The Flag Pattern is a short-term continuation chart formation consisting of a sharp, nearly vertical price move (the flagpole) followed by a brief rectangular consolidation that drifts in the opposite direction to the pole (the flag), historically observed as a pause within a strong trend before the prior directional move was resumed.

The Flag Pattern derived its name from the visual resemblance to a flag mounted on a pole: the flagpole was the sharp, high-momentum initial move, and the flag itself was the brief period of orderly consolidation where price drifted countertrend within parallel boundaries before the trend resumed. The key insight the pattern offered was that strong trends often pause and consolidate before continuing — and that these consolidation periods, when they took the ordered, bounded shape of a flag, historically provided a reference point for the resumption of the prior move.

A bullish flag followed a sharp upward move (the pole) with a gentle, channel-shaped drift lower. The parallel boundaries of the flag — drawn from the swing highs and swing lows within the consolidation — were typically slanted slightly downward in a bullish flag. Volume typically declined throughout the flag's formation (reflecting reduced selling pressure rather than aggressive distribution) and then expanded when price broke above the upper boundary of the flag, signalling the resumption of the uptrend.

A bearish flag followed a sharp decline with a gentle, channel-shaped drift higher. The same structural logic applied in reverse: volume contracted during the flag's drift and expanded on the downside break from the flag's lower boundary.

In Indian equity markets, Flag Patterns were among the most commonly studied short-term continuation formations by intraday and swing traders. On five-minute and fifteen-minute charts of Nifty 50 and Bank Nifty futures, flags formed regularly after directional momentum moves. A sharp breakout move early in the trading session — often triggered by a significant global cue, a strong open on foreign markets, or a major domestic news item — would occasionally consolidate into a flag for 30 to 60 minutes before attempting to resume the initial direction.
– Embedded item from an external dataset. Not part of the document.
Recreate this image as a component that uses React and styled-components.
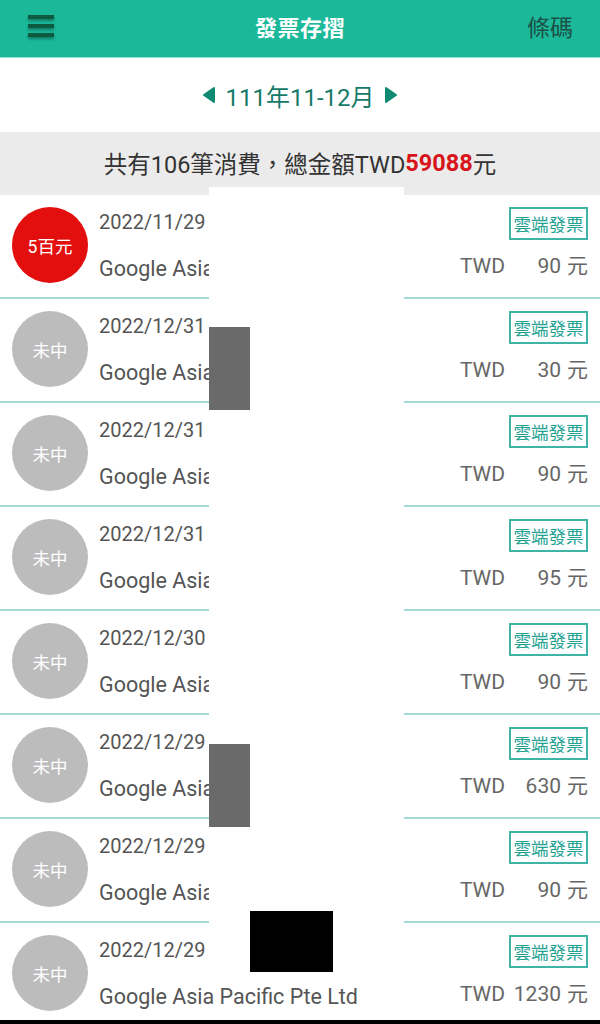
import React from "react";
import styled, { createGlobalStyle } from "styled-components";

const Global = createGlobalStyle`
  html, body { margin: 0; padding: 0; background: #fff; }
  body {
    width: 600px; height: 1024px; overflow: hidden;
    font-family: Roboto, "Noto Sans CJK TC", "Noto Sans", sans-serif;
  }
  * { box-sizing: border-box; }
`;

const Page = styled.div`
  position: relative;
  width: 600px;
  height: 1024px;
  overflow: hidden;
  background: #fff;
`;

const TopBar = styled.header`
  height: 58px;
  background: #1bb99a;
  border-bottom: 1px solid #8fe0cf;
  display: grid;
  grid-template-columns: 100px 1fr 100px;
  align-items: center;
`;

const Menu = styled.div`
  padding-left: 28px;
  display: flex;
  align-items: center;
  height: 100%;
  margin-top: -6px;
  svg { filter: drop-shadow(0 2px 1.5px rgba(0,0,0,0.35)); }
`;

const Title = styled.h1`
  margin: 0;
  text-align: center;
  color: #fff;
  font-size: 22px;
  font-weight: 700;
  letter-spacing: 0.5px;
  margin-top: -5px;
`;

const Barcode = styled.div`
  text-align: right;
  padding-right: 27px;
  color: #1d5046;
  font-size: 23px;
  margin-top: -5px;
`;

const PeriodNav = styled.div`
  height: 74px;
  display: flex;
  align-items: center;
  justify-content: center;
  gap: 9px;
  color: #167a68;
  font-size: 24px;
`;

const Summary = styled.div`
  height: 63px;
  background: #ebebeb;
  display: flex;
  align-items: center;
  justify-content: center;
  font-size: 23.5px;
  color: #333;
  padding-bottom: 1px;
`;

const Red = styled.span`
  color: #d8141b;
  font-weight: 700;
`;

const Row = styled.div`
  height: 104px;
  border-bottom: 2px solid #a3d9d6;
  display: grid;
  grid-template-columns: 99px 1fr auto;
`;

const CircleCell = styled.div`
  display: flex;
  align-items: center;
  padding-left: 12px;
  padding-bottom: 2px;
`;

const Circle = styled.div`
  width: 76px;
  height: 76px;
  border-radius: 50%;
  background: ${p => (p.$win ? "#e30f0f" : "#bcbcbc")};
  color: #fff;
  font-size: 17.5px;
  display: flex;
  align-items: center;
  justify-content: center;
`;

const Info = styled.div`
  display: flex;
  flex-direction: column;
  color: #555;
  white-space: nowrap;
`;

const DateText = styled.div`
  font-size: 20px;
  margin-top: 14px;
  line-height: 26px;
`;

const Seller = styled.div`
  font-size: 21.5px;
  margin-top: 20px;
  line-height: 28px;
`;

const Right = styled.div`
  display: flex;
  flex-direction: column;
  align-items: flex-end;
  padding-right: 12px;
`;

const Badge = styled.div`
  margin-top: 12px;
  border: 2px solid #3fb3a5;
  color: #22a292;
  font-size: 17.5px;
  height: 33px;
  width: 79px;
  display: flex;
  align-items: center;
  justify-content: center;
`;

const Amount = styled.div`
  margin-top: 12px;
  font-size: 21px;
  color: #666;
  display: flex;
  align-items: baseline;
  line-height: 28px;
`;

const Currency = styled.span``;

const Num = styled.span`
  width: 56px;
  text-align: right;
`;

const Unit = styled.span`
  margin-left: 6px;
`;

const Cover = styled.div`
  position: absolute;
  left: ${p => p.$x}px;
  top: ${p => p.$y}px;
  width: ${p => p.$w}px;
  height: ${p => p.$h}px;
  background: ${p => p.$c};
`;

const BottomBar = styled.div`
  position: absolute;
  left: 0; right: 0; bottom: 0;
  height: 4px;
  background: #000;
`;

const Arrow = ({ dir }) => (
  <svg width="14" height="18" viewBox="0 0 14 18">
    {dir === "left" ? (
      <path d="M12 2 L2 9 L12 16 Z" fill="#128a72" stroke="#128a72" strokeWidth="2" strokeLinejoin="round" />
    ) : (
      <path d="M2 2 L12 9 L2 16 Z" fill="#128a72" stroke="#128a72" strokeWidth="2" strokeLinejoin="round" />
    )}
  </svg>
);

const rows = [
  { date: "2022/11/29", amt: "90", win: true },
  { date: "2022/12/31", amt: "30" },
  { date: "2022/12/31", amt: "90" },
  { date: "2022/12/31", amt: "95" },
  { date: "2022/12/30", amt: "90" },
  { date: "2022/12/29", amt: "630" },
  { date: "2022/12/29", amt: "90" },
  { date: "2022/12/29", amt: "1230" },
];

export default function App() {
  return (
    <Page>
      <Global />
      <TopBar>
        <Menu>
          <svg width="26" height="24" viewBox="0 0 26 24">
            <rect x="0" y="1" width="26" height="4" fill="#0e5a3e" />
            <rect x="0" y="10" width="26" height="4" fill="#0e5a3e" />
            <rect x="0" y="19" width="26" height="4" fill="#0e5a3e" />
          </svg>
        </Menu>
        <Title>發票存摺</Title>
        <Barcode>條碼</Barcode>
      </TopBar>
      <PeriodNav>
        <Arrow dir="left" />
        <span>111年11-12月</span>
        <Arrow dir="right" />
      </PeriodNav>
      <Summary>
        共有106筆消費，總金額TWD<Red>59088</Red>元
      </Summary>
      {rows.map((r, i) => (
        <Row key={i}>
          <CircleCell>
            <Circle $win={r.win}>{r.win ? "5百元" : "未中"}</Circle>
          </CircleCell>
          <Info>
            <DateText>{r.date}</DateText>
            <Seller>Google Asia Pacific Pte Ltd</Seller>
          </Info>
          <Right>
            <Badge>雲端發票</Badge>
            <Amount>
              <Currency>TWD</Currency>
              <Num>{r.amt}</Num>
              <Unit>元</Unit>
            </Amount>
          </Right>
        </Row>
      ))}
      <Cover $x={209} $y={187} $w={195} $h={740} $c="#fff" />
      <Cover $x={209} $y={327} $w={41} $h={83} $c="#6b6a6b" />
      <Cover $x={209} $y={744} $w={41} $h={83} $c="#6b6a6b" />
      <Cover $x={250} $y={911} $w={83} $h={61} $c="#000" />
      <BottomBar />
    </Page>
  );
}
On daily charts, Flag Patterns in individual Indian large-cap and mid-cap stocks were tracked by positional traders. Stocks in strong sector uptrends — for example, capital goods or defence-related names during periods of infrastructure spending acceleration — sometimes formed tight flag consolidations lasting 5 to 15 sessions after sharp post-results or post-event rallies. The measured move principle applied to flags suggested that the height of the flagpole could be projected upward from the breakout point to estimate the potential extent of the subsequent move — a projection used by technical analysts as a reference frame rather than a precise target.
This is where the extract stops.